Picks and Pans Review: Talking With...
A LITERARY RESURRECTION
FOR YEARS AFTER ANDRE DUBUS LOST THE USE OF BOTH his legs in an accident, writing fiction—his lifelong calling—was beyond him. "I don't know what stopped me," says Dubus, 59, who took to writing essays about his newly circumscribed life instead. "Then I was working on a story, and I broke the man's legs—had a horse fall on him. The story started moving."
That piece, "The Colonel's Wife," became part of Dancing After Hours, Dubus's new collection—his first in nearly 10 years and the most acclaimed of his nine books. Though writing about a "cripple" (his word) led to his breakthrough, most of his characters are what he calls bipeds. "There are only two wheelchaired dudes in this book," he says. "And," he adds with a laugh, "I think one's going to get out."
That his sense of humor has survived the last decade is something of a miracle. On July 23,1986, as he was driving near his home in Haverhill, Mass., Dubus noticed "a car ahead of me, disabled. Strange word," he says. As he stood with the driver and a passenger after pulling over to help, he was hit by another car. The passenger was killed; Dubus's legs were shattered.

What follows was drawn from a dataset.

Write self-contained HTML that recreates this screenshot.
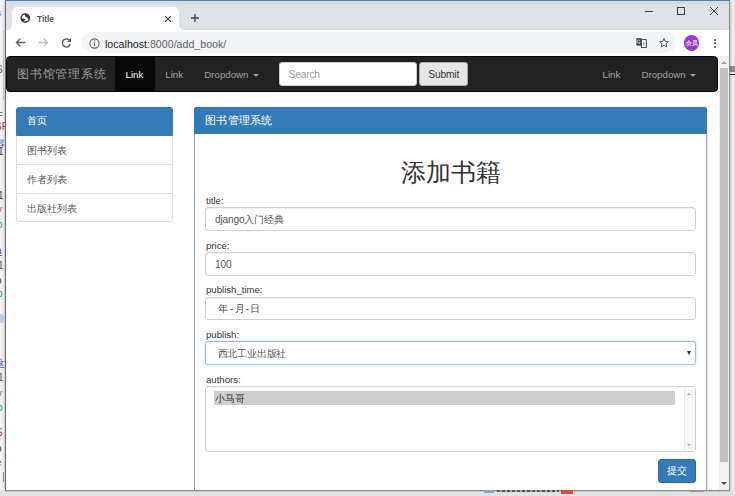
<!DOCTYPE html>
<html><head><meta charset="utf-8">
<style>
*{box-sizing:border-box;margin:0;padding:0}
html,body{width:735px;height:496px;overflow:hidden;background:#f3f3f3;font-family:"Liberation Sans",sans-serif;position:relative}
.a{position:absolute}
.txt{position:absolute;white-space:nowrap;line-height:1}
#win{left:5px;top:0;width:725px;height:490px;background:#fff;border-left:1px solid #62676d;border-right:1px solid #8c8c8c;box-shadow:0 2px 3px rgba(0,0,0,.3)}
#tabstrip{left:6px;top:0;width:723px;height:30px;background:#dee1e6}
#topline{left:5px;top:0;width:725px;height:1px;background:#58809f}
#topline2{left:6px;top:1px;width:723px;height:1px;background:#c8e0f2}
#topline3{left:6px;top:2px;width:723px;height:2px;background:#d3dce5}
#topline4{left:6px;top:4px;width:723px;height:3px;background:#e0dfe1}
#tab{left:12px;top:7px;width:167px;height:23px;background:#fff;border-radius:5px 5px 0 0}
#toolbar{left:6px;top:30px;width:723px;height:26px;background:#fff}
#pill{left:81px;top:32px;width:595px;height:20.5px;background:#f3f4f5;border-radius:11px}
#navbar{left:6px;top:56px;width:712px;height:36px;background:#222;border:1px solid #080808;border-radius:4px}
#page{left:6px;top:56px;width:713px;height:434px;background:#fff}
#sb{left:719px;top:56px;width:10px;height:434px;background:#f1f1f1}
#thumb{left:719.5px;top:68px;width:8.5px;height:394px;background:#c1c1c1}
.lg{position:absolute;left:16px;width:157px;height:29px;border:1px solid #ddd;background:#fff;color:#555;font-size:10px}
.lg span{position:absolute;left:10px;top:8px;white-space:nowrap;line-height:1}
.fc{position:absolute;left:205px;width:491px;height:23.6px;border:1px solid #d0d0d0;border-radius:3px;background:#fff;box-shadow:inset 0 1px 1px rgba(0,0,0,.05);color:#555;font-size:10.2px}
.fc span{position:absolute;left:9px;top:6.5px;white-space:nowrap;line-height:1;letter-spacing:-0.2px}
.lbl{position:absolute;left:206px;font-size:9.6px;color:#333;white-space:nowrap;line-height:1}
.nv{font-size:9.7px;color:#a3a3a3;top:69.6px}
</style></head><body>
<!-- background window fragments -->
<div class="a" style="left:0;top:0;width:5px;height:496px;background:#f2f2f2"></div>
<div class="a" style="left:3px;top:30px;width:1px;height:70px;background:#c9c9c9"></div>
<div class="a" style="left:730px;top:0;width:5px;height:496px;background:#e9e9e9"></div>
<div class="a" style="left:732px;top:0;width:1px;height:496px;background:#f4f4f4"></div>
<div class="a" style="left:730px;top:66px;width:5px;height:6px;background:#8a8a8a"></div>
<div class="a" style="left:730px;top:73.5px;width:5px;height:1.5px;background:#222"></div>
<div class="txt" style="left:-3px;top:9px;font-size:9px;color:#6d88a8">s</div>
<div class="txt" style="left:-4px;top:65px;font-size:10px;color:#666">S</div>
<div class="txt" style="left:-3px;top:93px;font-size:10px;color:#888">/</div>
<div class="txt" style="left:-3px;top:110px;font-size:10px;color:#777">=</div>
<div class="txt" style="left:-5px;top:122px;font-size:10px;color:#c0393b">SF</div>
<div class="txt" style="left:-5px;top:139px;font-size:10px;color:#4a5bb0">容</div>
<div class="txt" style="left:-2px;top:147px;font-size:10px;color:#444">1</div>
<div class="txt" style="left:-3px;top:177px;font-size:10px;color:#3d4fae;text-decoration:underline">t</div>
<div class="txt" style="left:-2px;top:191px;font-size:10px;color:#444">1</div>
<div class="txt" style="left:-3px;top:205px;font-size:10px;color:#d2365a">y</div>
<div class="txt" style="left:-3px;top:220px;font-size:10px;color:#2e9a5a">p</div>
<div class="txt" style="left:-4px;top:246px;font-size:10px;color:#4a4fae;text-decoration:underline">a</div>
<div class="txt" style="left:-2px;top:261px;font-size:10px;color:#555">1</div>
<div class="txt" style="left:-4px;top:276px;font-size:10px;color:#333">o</div>
<div class="txt" style="left:-3px;top:289px;font-size:10px;color:#2e9a5a">p</div>
<div class="a" style="left:-3px;top:314px;width:7px;height:9px;border-radius:4px;background:#b8d0ee"></div>
<div class="txt" style="left:-5px;top:359px;font-size:10px;color:#4a5bb0">这</div>
<div class="txt" style="left:-2px;top:373px;font-size:10px;color:#555">1</div>
<div class="txt" style="left:-3px;top:389px;font-size:10px;color:#d2365a">y</div>
<div class="txt" style="left:-3px;top:403px;font-size:10px;color:#2e9a5a">p</div>
<div class="txt" style="left:-4px;top:428px;font-size:10px;color:#c0393b">S</div>
<div class="txt" style="left:-4px;top:444px;font-size:10px;color:#333">o</div>
<div class="txt" style="left:-4px;top:458px;font-size:10px;color:#c0396b">e</div>
<div class="a" style="left:3px;top:472px;width:1px;height:10px;background:#999"></div>
<div id="win" class="a"></div>
<div id="tabstrip" class="a"></div>
<div id="topline" class="a"></div>
<div id="topline2" class="a"></div><div id="topline3" class="a"></div><div id="topline4" class="a"></div>
<div id="tab" class="a"></div>
<div class="a" style="left:179px;top:25px;width:5px;height:5px;background:#fff"></div>
<div class="a" style="left:179px;top:25px;width:5px;height:5px;background:#dee1e6;border-bottom-left-radius:5px"></div>
<div class="a" style="left:7px;top:25px;width:5px;height:5px;background:#fff"></div>
<div class="a" style="left:7px;top:25px;width:5px;height:5px;background:#dee1e6;border-bottom-right-radius:5px"></div>
<!-- globe -->
<svg class="a" style="left:18px;top:11px" width="15" height="15" viewBox="0 0 15 15"><defs><clipPath id="gc"><circle cx="7.3" cy="7.1" r="4.6"/></clipPath></defs><circle cx="7.3" cy="7.1" r="4.1" fill="#fff" stroke="#3c4043" stroke-width="1.6"/><g clip-path="url(#gc)" fill="#3c4043"><path d="M6.6 2L12 2L12 7.9L10 7.9C9.4 6.9 8.9 6.4 7.9 6.1C7 5.7 6.8 4.6 6.6 2Z"/><path d="M4.8 7.4C5.8 7.4 6.9 7.6 7.5 8.1C7.5 8.8 7.2 9.3 6.3 9.6C5.8 9.9 6 10.8 6.4 11.4L3.5 10.5L3.4 7.6Z"/></g></svg>
<div class="txt" style="left:37px;top:14.5px;font-size:8.3px;font-weight:bold;color:#505357">Title</div>
<svg class="a" style="left:165px;top:15.5px" width="6" height="6" viewBox="0 0 6 6"><path d="M0 0L6 6M6 0L0 6" stroke="#3c4043" stroke-width="1.2"/></svg>
<svg class="a" style="left:190.5px;top:14px" width="8" height="8" viewBox="0 0 8 8"><path d="M4 0V8M0 4H8" stroke="#3c4043" stroke-width="1.3"/></svg>
<!-- window controls -->
<div class="a" style="left:645px;top:10.5px;width:8px;height:1px;background:#3c4043"></div>
<div class="a" style="left:677px;top:7px;width:8px;height:7.5px;border:1px solid #3c4043"></div>
<svg class="a" style="left:709.5px;top:6.5px" width="8" height="8" viewBox="0 0 8 8"><path d="M0 0L8 8M8 0L0 8" stroke="#3c4043" stroke-width="1"/></svg>
<div id="toolbar" class="a"></div>
<div id="pill" class="a"></div>
<!-- back/fwd/reload -->
<svg class="a" style="left:14.8px;top:37.2px" width="11" height="11" viewBox="0 0 11 11"><path d="M10.5 5.5H1.5M5.5 1.5L1.5 5.5L5.5 9.5" fill="none" stroke="#5f6368" stroke-width="1.4"/></svg>
<svg class="a" style="left:37.5px;top:37.3px" width="11" height="11" viewBox="0 0 11 11"><path d="M0.5 5.5H9.5M5.5 1.5L9.5 5.5L5.5 9.5" fill="none" stroke="#bdc1c6" stroke-width="1.4"/></svg>
<svg class="a" style="left:60.5px;top:36.8px" width="11" height="11" viewBox="0 0 11 11"><path d="M9 4.2A4 4 0 1 0 9.3 7" fill="none" stroke="#5f6368" stroke-width="1.5"/><path d="M10 1V5H6Z" fill="#5f6368"/></svg>
<svg class="a" style="left:89px;top:37.7px" width="11" height="11" viewBox="0 0 11 11"><circle cx="5.5" cy="5.5" r="4.6" fill="none" stroke="#5f6368" stroke-width="1.1"/><path d="M5.5 4.6V8.2" stroke="#5f6368" stroke-width="1.2"/><circle cx="5.5" cy="3" r="0.7" fill="#5f6368"/></svg>
<div class="txt" style="left:105px;top:38.6px;font-size:10.65px;color:#202124">localhost<span style="color:#5f6368">:8000/add_book/</span></div>
<!-- translate, star, avatar, menu -->
<svg class="a" style="left:636px;top:38px" width="11" height="10" viewBox="0 0 11 10"><rect x="5.3" y="1.6" width="5" height="8" fill="#fff" stroke="#44474b" stroke-width="1"/><rect x="0.4" y="0.2" width="5.2" height="7.4" fill="#3c4043"/><path d="M4 2.6A1.6 1.6 0 1 0 4.2 4.4H2.9" fill="none" stroke="#e8e8e8" stroke-width="0.8"/><path d="M6.8 5H9M7.9 4.4V8" stroke="#888" stroke-width="0.7"/></svg>
<svg class="a" style="left:659px;top:38px" width="10" height="10" viewBox="0.5 0.5 11 11"><path d="M6 1L7.4 4.4L11 4.6L8.2 6.9L9.1 10.5L6 8.5L2.9 10.5L3.8 6.9L1 4.6L4.6 4.4Z" fill="none" stroke="#5f6368" stroke-width="1.1"/></svg>
<div class="a" style="left:684px;top:35.2px;width:15.4px;height:15.4px;border-radius:50%;background:#9b3ec4"></div>
<div class="txt" style="left:686.3px;top:39.5px;font-size:6px;letter-spacing:-0.3px;font-weight:bold;color:#f0d8f8;transform:scale(1.0,1.05)">会员</div>
<div class="a" style="left:713.6px;top:38.8px;width:2.1px;height:2.1px;background:#3c4043;border-radius:50%"></div>
<div class="a" style="left:713.6px;top:42.2px;width:2.1px;height:2.1px;background:#3c4043;border-radius:50%"></div>
<div class="a" style="left:713.6px;top:45.6px;width:2.1px;height:2.1px;background:#3c4043;border-radius:50%"></div>

<div id="page" class="a"></div>
<div id="navbar" class="a"></div>
<div class="a" style="left:115px;top:57px;width:40px;height:34px;background:#080808"></div>
<div class="txt" style="left:17px;top:68.2px;font-size:12px;letter-spacing:0.75px;color:#9d9d9d">图书馆管理系统</div>
<div class="txt nv" style="left:125.5px;color:#fff">Link</div>
<div class="txt nv" style="left:165.3px">Link</div>
<div class="txt nv" style="left:204.3px">Dropdown</div>
<div class="a" style="left:253.2px;top:74.3px;width:0;height:0;border-left:3px solid transparent;border-right:3px solid transparent;border-top:3px solid #9d9d9d"></div>
<div class="a" style="left:279px;top:62px;width:138px;height:24px;background:#fff;border:1px solid #ccc;border-radius:3px"></div>
<div class="txt nv" style="left:288.5px;top:70px;font-size:10.2px;letter-spacing:-0.15px;color:#999">Search</div>
<div class="a" style="left:419px;top:62px;width:49px;height:24px;background:#e6e6e6;border:1px solid #adadad;border-radius:3px"></div>
<div class="txt nv" style="left:428.3px;top:70px;font-size:10.2px;letter-spacing:-0.15px;color:#333">Submit</div>
<div class="txt nv" style="left:602.5px">Link</div>
<div class="txt nv" style="left:641.5px">Dropdown</div>
<div class="a" style="left:689.5px;top:74.3px;width:0;height:0;border-left:3px solid transparent;border-right:3px solid transparent;border-top:3px solid #9d9d9d"></div>

<!-- sidebar -->
<div class="lg" style="top:107px;height:29px;background:#337ab7;border-color:#337ab7;color:#fff;border-radius:3px 3px 0 0"><span>首页</span></div>
<div class="lg" style="top:136px;height:29px;border-top:0"><span style="top:9.5px">图书列表</span></div>
<div class="lg" style="top:164px;height:30px"><span style="top:9.5px">作者列表</span></div>
<div class="lg" style="top:193px;height:29px;border-radius:0 0 3px 3px"><span style="top:9.5px">出版社列表</span></div>
<!-- main panel -->
<div class="a" style="left:194px;top:107px;width:513px;height:400px;border:1px solid #337ab7;border-left-color:#8d9db0;border-right-color:#9dabbb;border-radius:3px"></div>
<div class="a" style="left:707px;top:134px;width:1px;height:360px;background:#dde4ea"></div>
<div class="a" style="left:194px;top:107px;width:513px;height:27px;background:#337ab7;border-radius:3px 3px 0 0"></div>
<div class="txt" style="left:205px;top:115px;font-size:11px;letter-spacing:0.3px;color:#fff">图书管理系统</div>
<div class="txt" style="left:401px;top:159.6px;font-size:25px;color:#333">添加书籍</div>

<div class="lbl" style="top:196px">title:</div>
<div class="fc" style="top:207px"><span>django入门经典</span></div>
<div class="lbl" style="top:240.5px">price:</div>
<div class="fc" style="top:252px"><span>100</span></div>
<div class="lbl" style="top:285px">publish_time:</div>
<div class="fc" style="top:296.5px;color:#444">
  <span style="left:11.8px;top:6.7px">年</span><span style="left:24px;top:6.7px">-</span><span style="left:29.3px;top:6.7px">月</span><span style="left:39.5px;top:6.7px">-</span><span style="left:43.6px;top:6.7px">日</span>
</div>
<div class="lbl" style="top:330px">publish:</div>
<div class="fc" style="top:341px;height:24px;border-color:#a6b6c6 #9fc0dc #9ccbe6 #9fc0dc;box-shadow:0 0 4px rgba(140,190,230,.45)"><span style="left:11.5px">西北工业出版社</span></div>
<div class="a" style="left:687px;top:351px;width:0;height:0;border-left:2.3px solid transparent;border-right:2.3px solid transparent;border-top:4px solid #333"></div>
<div class="lbl" style="top:375px">authors:</div>
<div class="fc" style="top:386px;height:65.5px">
  <div class="a" style="left:8px;top:3.7px;width:461px;height:14.5px;background:#cecece"></div>
  <span style="left:9px;top:7px;color:#333">小马哥</span>
  <div class="a" style="left:478px;top:0;width:11px;height:63.5px;background:#f7f7f7;border-left:1px solid #ececec"></div>
  <div class="a" style="left:481px;top:5.5px;width:0;height:0;border-left:2.5px solid transparent;border-right:2.5px solid transparent;border-bottom:2.5px solid #a3a3a3"></div>
  <div class="a" style="left:481px;top:56.5px;width:0;height:0;border-left:2.5px solid transparent;border-right:2.5px solid transparent;border-top:2.5px solid #a3a3a3"></div>
</div>
<div class="a" style="left:658px;top:459px;width:38px;height:24px;background:#337ab7;border:1px solid #2e6da4;border-radius:3px"></div>
<div class="txt" style="left:667px;top:466px;font-size:10px;color:#fff">提交</div>

<div id="sb" class="a"></div>
<div id="thumb" class="a"></div>
<div class="a" style="left:721px;top:60.5px;width:0;height:0;border-left:3px solid transparent;border-right:3px solid transparent;border-bottom:3px solid #a3a3a3"></div>
<div class="a" style="left:721px;top:481.5px;width:0;height:0;border-left:3px solid transparent;border-right:3px solid transparent;border-top:3px solid #505050"></div>
<div class="a" style="left:0;top:490px;width:735px;height:6px;background:#e2e2e2"></div>
<div class="a" style="left:5px;top:490px;width:725px;height:1px;background:#8a8a8a"></div>
<div class="a" style="left:5px;top:491px;width:725px;height:1px;background:#c6c6c6"></div>
<div class="a" style="left:484px;top:490px;width:10px;height:2.5px;background:#86a6c6"></div>
<div class="a" style="left:497px;top:490px;width:62px;height:1.5px;background:repeating-linear-gradient(90deg,#555 0 3px,#aaa 3px 5px)"></div>
<div class="a" style="left:561px;top:490px;width:12px;height:3.5px;background:#d8464c"></div>
<div class="a" style="left:690px;top:490px;width:14px;height:2px;background:#999"></div>
</body></html>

His left leg was amputated above the knee, and Dubus spent three years in agonizing physical therapy—"harder than anything I did in the Marine Corps"—before accepting his wheelchair. His third marriage broke up; his wife and their two daughters, the youngest of his six children, live nearby. Friends, other family members and prayer got him through. And keep him going. "If I can get to mass in the morning, I usually got the gloominess knocked," says Dubus, who tends to his own needs, including driving—though he avoids a certain stretch of highway.
He has also found compensations in his loss. "Some of my characters now feel more grateful about simple things—breathing, buying groceries, sunlight," he says, "because I do."